Two more horses died in the hours before 15-1 shot Mage won the Kentucky Derby Saturday, increasing this week's death count at Churchill Downs to seven.
The alarming number of horse deaths cast a shadow over the 149th edition of the world's most famous race.
Chloe's Dream, a 3-year-old gelding that ran on the Derby undercard, was hauled away by a van and later euthanized Saturday morning.
Freezing Point, a 3-year-old colt, was then pulled from the Pat Day Mile race just hours before the start of the main event. The horse later received a lethal injection.
A total of five horses were also suspended from the Kentucky Derby.
The deaths during Derby week have increased the scrutiny of the sport as it continues to deal with doping suspensions.
The ongoing issues within the sport have also caught the attention of people attending the Derby.
"It’s concerning, and I hope they’re quickly trying the best they can to correct whatever’s going on," said Michael Freeze, who dressed up as a jockey. "They need to do whatever is best for the horses and the sport in general."
Mage had only one victory in three previous races before holding off 9-1 shot Two Phil's in the stretch. The colt, who didn't race as a 2-year-old, ran 1¼ miles in 2:01.57 under Javier Castellano.
The 45-year-old Hall of Fame jockey, who hasn't been as in demand lately, snapped an 0-for-15 skid in the Derby.

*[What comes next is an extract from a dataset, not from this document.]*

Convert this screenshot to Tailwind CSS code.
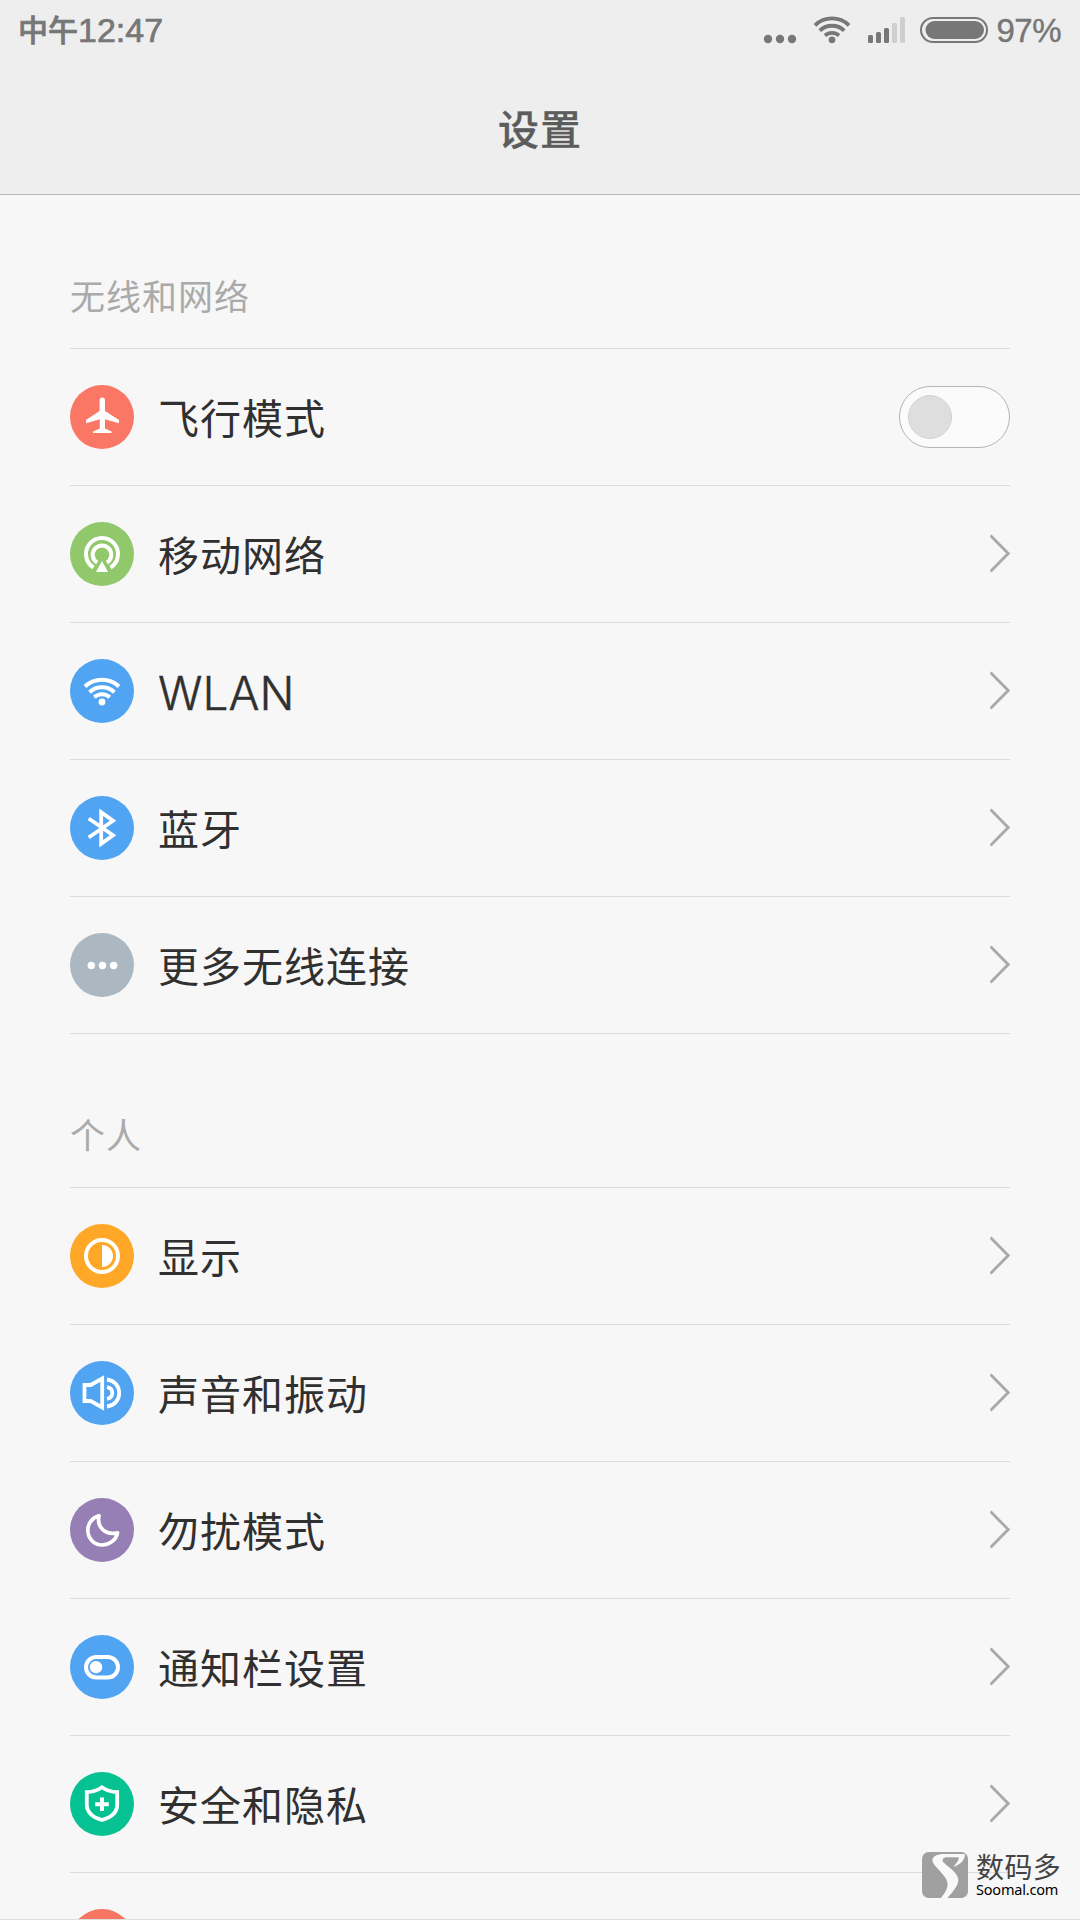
<!DOCTYPE html>
<html lang="zh-CN">
<head>
  <meta charset="UTF-8" />
  <meta name="viewport" content="width=device-width, initial-scale=1.0" />
  <title>设置</title>
  <script src="https://cdn.jsdelivr.net/npm/@tailwindcss/browser@4"></script>
</head>
<body class="bg-[#f7f7f7]">
  <div class="relative w-[1080px] h-[1920px] overflow-hidden bg-[#f7f7f7] font-['Liberation_Sans','Noto_Sans_CJK_SC',sans-serif]">

    <!-- Status bar + title -->
    <header class="h-[195px] bg-[#eeeeee] border-b border-[#b9b9b9]">
      <div class="h-[60px] pl-[18px] pr-[18px] flex items-center justify-between text-[#777777]">
        <div class="flex items-center leading-none [-webkit-text-stroke:0.7px_#777777]">
          <span class="text-[30px] pb-[5px] font-medium font-['Noto_Sans_CJK_SC',sans-serif]">中午</span><span class="text-[34px] font-['Liberation_Sans',sans-serif]">12:47</span>
        </div>
        <div class="flex items-center">
          <svg class="w-[233px] h-[60px]" viewBox="760 0 233 60" fill="#777777">
            <circle cx="768" cy="39" r="4.2" />
            <circle cx="780" cy="39" r="4.2" />
            <circle cx="792" cy="39" r="4.2" />
            <circle cx="832" cy="39.8" r="3.4" />
            <g fill="none" stroke="#777777" stroke-width="3.8">
              <path d="M815 25.3a24.5 24.5 0 0 1 34 0" />
              <path d="M819.8 30.7a17.5 17.5 0 0 1 24.4 0" />
              <path d="M825 35.7a10.2 10.2 0 0 1 14 0" />
            </g>
            <rect x="868" y="35" width="5" height="8" rx="1.5" />
            <rect x="876" y="32" width="5" height="11" rx="1.5" />
            <rect x="884" y="28" width="5" height="15" rx="1.5" />
            <rect x="892" y="23" width="5" height="20" rx="1.5" fill="#cfcfcf" />
            <rect x="900" y="17" width="5" height="26" rx="1.5" fill="#cfcfcf" />
            <rect x="921" y="18" width="66" height="24" rx="12" fill="none" stroke="#777777" stroke-width="2" />
            <rect x="925.5" y="21" width="58.5" height="18" rx="9" />
          </svg>
          <span class="w-[69px] pr-px text-right text-[33px] tracking-[-0.5px] leading-none [-webkit-text-stroke:0.4px_#777777]">97%</span>
        </div>
      </div>
      <h1 class="h-[134px] pt-[40px] text-center text-[41px] leading-[54px] tracking-[1px] font-medium text-[#5c5c5c] [-webkit-text-stroke:0.3px_#5c5c5c] font-['Noto_Sans_CJK_SC',sans-serif]">设置</h1>
    </header>

    <main id="sections" class="px-[70px]"></main>

    <!-- Watermark -->
    <div class="absolute left-[922px] top-[1852px] flex gap-2">
      <svg class="w-[46px] h-[46px]" viewBox="0 0 137 137">
        <rect width="137" height="137" rx="20" fill="#a0a0a0" />
        <path fill="#f9f9f9" d="M128 6H62C42 7 31 15 31 25C33 44 72 66 76 92C78 108 68 122 56 137H76C92 118 110 100 108 80C104 56 70 40 62 28C60 20 66 16 76 16H108C112 18 108 28 94 44C114 38 128 24 128 6Z" />
      </svg>
      <div class="flex flex-col">
        <span class="text-[28px] leading-[29px] tracking-[0.4px] text-[#444444] font-['Noto_Sans_CJK_SC',sans-serif]">数码多</span>
        <span class="text-[14.5px] leading-[17px] tracking-[-0.2px] text-black font-['Noto_Sans',sans-serif]">Soomal.com</span>
      </div>
    </div>

    <div class="absolute left-0 bottom-0 w-full h-px bg-[#dedede]"></div>
  </div>

  <script>
    // 64x64 glyphs, drawn in white over the coloured circle
    const icons = {
      plane: `<path fill="#fff" d="M32.300 12.500c-1.700 0-2.700 1.300-2.700 3v10.500L16 35v3.200l13.800-4v9.300L23 46.500v1.500h18.600v-1.500L35 43.500V34.200l14 4v-3.200L35 26v-10.500c0-1.700-1-3-2.700-3z"/>`,
      mobile: `<g fill="none" stroke="#fff" stroke-width="4"><path d="M23.500 45.500a16 16 0 1 1 17 0"/><path d="M27.100 40.600a9.300 9.300 0 1 1 9.800 0"/></g><path fill="#fff" d="M32 39l6 11H26z"/>`,
      wifi: `<circle cx="32" cy="43" r="3.400" fill="#fff"/><g fill="none" stroke="#fff" stroke-width="4"><path d="M15 27.500a25 25 0 0 1 34 0"/><path d="M19.600 33.200a18.200 18.200 0 0 1 24.800 0"/><path d="M24.300 38.300a11.300 11.300 0 0 1 15.400 0"/></g>`,
      bluetooth: `<path fill="none" stroke="#fff" stroke-width="3.800" d="M18.700 22.500L43 39.300 31.200 47.700V16.300L43 24.800 18.700 41.500"/>`,
      more: `<g fill="#fff"><circle cx="21.300" cy="32.500" r="3.700"/><circle cx="32.500" cy="32.500" r="3.700"/><circle cx="43.700" cy="32.500" r="3.700"/></g>`,
      display: `<circle cx="32" cy="32" r="16" fill="none" stroke="#fff" stroke-width="4"/><path fill="#fff" d="M32 21a11 11 0 0 1 0 22z"/>`,
      sound: `<g fill="none" stroke="#fff" stroke-width="3.800"><path d="M14.500 24h6.200L32.200 17.500v29L20.700 40h-6.200z"/><path d="M37 18.500c7.500 1 12.200 6.500 12.200 13.500s-4.700 12.500-12.200 13.500"/><path d="M37 26.200c3.500.700 5.300 3 5.300 5.800s-1.800 5.100-5.300 5.800"/></g>`,
      moon: `<path fill="none" stroke="#fff" stroke-width="3.700" stroke-linejoin="round" d="M29 17.800c-7 2-11.200 8-11.200 14.300C17.800 40.500 24 47 32.300 47c7.500 0 14-5.500 15.200-12.200C36 37.500 26.500 30 29 17.800z"/>`,
      toggle: `<rect x="16" y="22" width="32" height="20.500" rx="10.250" fill="none" stroke="#fff" stroke-width="4"/><circle cx="26" cy="32.200" r="6.200" fill="#fff"/>`,
      shield: `<path fill="none" stroke="#fff" stroke-width="3.800" d="M32 15.300c-4.500 3.200-9 4.700-15.200 4.900V32.500c0 8 6.200 13 15.200 15.500c9-2.500 15.200-7.500 15.200-15.500V20.200c-6.200-.2-10.700-1.700-15.200-4.900z"/><path stroke="#fff" stroke-width="4" d="M32 25.500v13.500M25.200 32.200h13.600"/>`,
    };

    const sections = [
      {
        title: "无线和网络",
        items: [
          { label: "飞行模式", icon: "plane", color: "bg-[#fb7765]", toggle: true },
          { label: "移动网络", icon: "mobile", color: "bg-[#92c86c]" },
          { label: "WLAN", icon: "wifi", color: "bg-[#50a4f2]", latin: true },
          { label: "蓝牙", icon: "bluetooth", color: "bg-[#50a4f2]" },
          { label: "更多无线连接", icon: "more", color: "bg-[#abb8c1]" },
        ],
      },
      {
        title: "个人",
        items: [
          { label: "显示", icon: "display", color: "bg-[#ffa726]" },
          { label: "声音和振动", icon: "sound", color: "bg-[#50a4f2]" },
          { label: "勿扰模式", icon: "moon", color: "bg-[#957fb5]" },
          { label: "通知栏设置", icon: "toggle", color: "bg-[#50a4f2]" },
          { label: "安全和隐私", icon: "shield", color: "bg-[#06c292]" },
          { label: "", icon: "", color: "bg-[#f67563]" },
        ],
      },
    ];

    const chevron = `<svg class="w-5 h-10" viewBox="0 0 20 40" fill="none" stroke="#a9a9a9" stroke-width="2.8"><path d="M0.500 1.500L18.200 19.500 0.500 37.500"/></svg>`;
    const toggle = `<div class="w-[111px] h-[62px] rounded-full border border-[#b4b4b4] bg-[#fbfbfb] flex items-center pl-2"><div class="size-11 rounded-full bg-[#dedede] border border-[#d2d2d2]"></div></div>`;

    function row(item) {
      const font = item.latin
        ? "text-[46px] font-light [-webkit-text-stroke:0.4px_#303030] font-['Inter',sans-serif] pt-1"
        : "text-[41px] tracking-[1px] pb-[3px] font-['Noto_Sans_CJK_SC',sans-serif]";
      return `
        <li class="h-[137px] border-b border-[#dcdcdc] flex items-center">
          <span class="size-16 rounded-full ${item.color}"><svg class="size-16" viewBox="0 0 64 64">${icons[item.icon] || ""}</svg></span>
          <span class="ml-6 mr-auto leading-[56px] text-[#303030] ${font}">${item.label}</span>
          ${item.toggle ? toggle : chevron}
        </li>`;
    }

    document.getElementById("sections").innerHTML = sections.map(s => `
      <section>
        <h2 class="h-[154px] pt-[75px] border-b border-[#dcdcdc] text-[35px] leading-[50px] tracking-[1px] text-[#aaaaaa] font-['Noto_Sans_CJK_SC',sans-serif]">${s.title}</h2>
        <ul>${s.items.map(row).join("")}</ul>
      </section>`).join("");
  </script>
</body>
</html>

He and trainer Gustavo Delgado are from Venezuela.
"I never give up," Castellano said. "I always try hard to do the right thing. It took me a little while to get there. I finally got it."
Mage joined Canonero II as Derby winners with Venezuelan ties. Canonero II won the Derby and Preakness in 1971.
"Turning for home, he had a lot of heart," Castellano said. "He's a little horse with a big heart."
Two Phil's was second and 4-1 favorite Angel of Empire was third in front of a crowd of 150,335 on a warm and partly cloudy day at Churchill Downs.
The first death happened one week ago when Wild on Ice was injured while training. The horse was transported to an equine hospital in Lexington, where he later was euthanized.
Two horses also died last Saturday. Parents Pride, trained by Saffie Joseph Jr., was pulled up in the stretch, but ultimately died on the track.
Code of Kings flipped twice at a later point in the paddock and injured his neck. Take Charge Briana and Chasing Artie were reported dead on Tuesday. Chasing Artie was also trained by Joseph and was able to finish her race, but she collapsed near the winner’s circle.
Churchill Downs issued a statement on the four deaths.
"While a series of events like this is highly unusual, it is completely unacceptable," the statement said.
"We take this very seriously and acknowledge that these troubling incidents are alarming and must be addressed. We feel a tremendous responsibility to our fans, the participants in our sport and the entire industry to be a leader in safety and continue to make significant investments to eliminate risk to our athletes. We have full confidence in our racing surfaces and have been assured by our riders and horsemen that they do as well."
The Kentucky Horse Racing Commission along with Churchill Downs later suspended Joseph indefinitely as it investigates the nature of the deaths.
The Associated Press contributed to this report.